What an LLM actually is

~20 min

What you'll learn this week

By the end of Week 1 you will be able to:

  1. Explain in plain language what an LLM does well, does poorly, and why it hallucinates.
  2. Name the four main categories of AI tools and give one example of each.
  3. State three privacy rules you will follow when using AI with work or client data.
  4. Describe the three ways people realistically earn money with AI.
  5. Identify one personal income idea, backed by your own skills audit.

A prediction engine, not a database

An LLM (large language model) is a prediction engine trained on huge amounts of text. It predicts the most plausible next words — it does not "look things up" or "know" facts the way a database does. Understanding this one idea explains almost everything about when to trust it and when not to.

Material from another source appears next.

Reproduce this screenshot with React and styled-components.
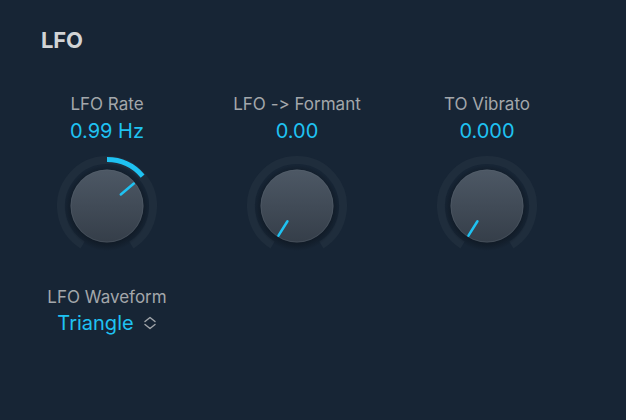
import React from 'react';
import styled, { createGlobalStyle } from 'styled-components';

const GlobalStyle = createGlobalStyle`
  html, body {
    margin: 0;
    padding: 0;
    background: #172535;
  }
  body {
    font-family: Inter, "Noto Sans", "Liberation Sans", sans-serif;
    font-feature-settings: "calt" 0, "liga" 0;
    -webkit-font-smoothing: antialiased;
  }
`;

const knobs = [
  { id: 1, label: 'LFO Rate', value: '0.99 Hz', angle: 50, arcFrom: 0 },
  { id: 2, label: 'LFO -> Formant', value: '0.00', angle: -148 },
  { id: 3, label: 'TO Vibrato', value: '0.000', angle: -148 },
];

const MIN = -148;
const MAX = 148;

const Panel = styled.div`
  width: 626px;
  height: 420px;
  box-sizing: border-box;
  padding: 26px 0 0 12px;
  background: #172535;
  overflow: hidden;
`;

const Title = styled.h1`
  margin: 0 0 0 29px;
  font-size: 22px;
  line-height: 28px;
  font-weight: 700;
  color: #d2d4d6;
  letter-spacing: -0.2px;
`;

const KnobRow = styled.div`
  display: grid;
  grid-template-columns: repeat(3, 190px);
  margin-top: 40px;
`;

const Column = styled.div`
  display: flex;
  flex-direction: column;
  align-items: center;
`;

const Label = styled.div`
  font-size: 17px;
  line-height: 20px;
  color: #a3a7ab;
  white-space: nowrap;
  font-feature-settings: "calt" 0;
`;

const Value = styled.div`
  margin-top: 5px;
  font-size: 20px;
  line-height: 24px;
  color: #1fc2f2;
  white-space: nowrap;
`;

const KnobSvg = styled.svg`
  display: block;
  margin-top: 11px;
  overflow: visible;
`;

const WaveBlock = styled.div`
  width: 190px;
  margin-top: 29px;
  display: flex;
  flex-direction: column;
  align-items: center;
`;

const Popup = styled.div`
  margin-top: 4px;
  display: flex;
  align-items: center;
  gap: 9px;
  color: #1fc2f2;
  font-size: 20px;
  line-height: 24px;
`;

const polar = (cx, cy, r, deg) => {
  const a = ((deg - 90) * Math.PI) / 180;
  return [cx + r * Math.cos(a), cy + r * Math.sin(a)];
};

const arcPath = (cx, cy, r, from, to) => {
  const [x1, y1] = polar(cx, cy, r, from);
  const [x2, y2] = polar(cx, cy, r, to);
  const large = to - from > 180 ? 1 : 0;
  return `M ${x1} ${y1} A ${r} ${r} 0 ${large} 1 ${x2} ${y2}`;
};

const Knob = ({ angle, arcFrom, id }) => {
  const c = 52;
  const [px1, py1] = polar(c, c, 18, angle);
  const [px2, py2] = polar(c, c, 35, angle);
  return (
    <KnobSvg width="104" height="104" viewBox="0 0 104 104">
      <defs>
        <linearGradient id={`body${id}`} x1="0" y1="0" x2="0" y2="1">
          <stop offset="0" stopColor="#4d5865" />
          <stop offset="1" stopColor="#353e49" />
        </linearGradient>
        <radialGradient id={`shadow${id}`} cx="0.5" cy="0.5" r="0.5">
          <stop offset="0.78" stopColor="#0c141d" stopOpacity="0.7" />
          <stop offset="1" stopColor="#0c141d" stopOpacity="0" />
        </radialGradient>
      </defs>
      <path d={arcPath(c, c, 46, MIN, MAX)} fill="none" stroke="#1f2d3c" strokeWidth="8" />
      {arcFrom !== undefined && (
        <path d={arcPath(c, c, 46.5, arcFrom, angle)} fill="none" stroke="#1fc2f2" strokeWidth="5" />
      )}
      <circle cx={c} cy={c + 2} r="43" fill={`url(#shadow${id})`} />
      <circle cx={c} cy={c} r="36.5" fill={`url(#body${id})`} />
      <circle cx={c} cy={c} r="36" fill="none" stroke="#5b6672" strokeOpacity="0.35" strokeWidth="1" />
      <line x1={px1} y1={py1} x2={px2} y2={py2} stroke="#1fc2f2" strokeWidth="2.5" strokeLinecap="round" />
    </KnobSvg>
  );
};

const UpDown = () => (
  <svg width="14" height="14" viewBox="0 0 14 14" fill="none" stroke="#a3a7ab" strokeWidth="1.4" strokeLinecap="round" strokeLinejoin="round">
    <path d="M2 5.5 L7 1.5 L12 5.5" />
    <path d="M2 8.5 L7 12.5 L12 8.5" />
  </svg>
);

const App = () => (
  <>
    <GlobalStyle />
    <Panel>
      <Title>LFO</Title>
      <KnobRow>
        {knobs.map((k) => (
          <Column key={k.id}>
            <Label>{k.label}</Label>
            <Value>{k.value}</Value>
            <Knob id={k.id} angle={k.angle} arcFrom={k.arcFrom} />
          </Column>
        ))}
      </KnobRow>
      <WaveBlock>
        <Label>LFO Waveform</Label>
        <Popup>
          Triangle
          <UpDown />
        </Popup>
      </WaveBlock>
    </Panel>
  </>
);

export default App;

What it does well — try each of these now

Open your AI assistant and run these four prompts. Watch how quickly it handles each:

  1. Drafting: Write a polite email declining a meeting but proposing two alternatives.
  2. Summarizing: paste any long article and ask for 5 bullet points.
  3. Transforming: Rewrite this paragraph for a 12-year-old. (paste any paragraph)
  4. Analyzing: paste a pros/cons situation and ask for a structured recommendation.

Where it fails — see it for yourself

  • Hallucination. Ask for citations on an obscure topic and look closely at the results — some will be confident but completely made up. Remember: fluency is not accuracy.
  • Stale knowledge. Models have a training cutoff; anything recent may be missing or wrong unless the tool has web search.
  • Math and counting. LLMs can slip on arithmetic. Always verify numbers.

The rule that governs this whole course

AI drafts, you decide. Anything with your name on it — or a client's money on it — gets verified by a human.

Write that somewhere you'll see it. Every week of this course builds on it.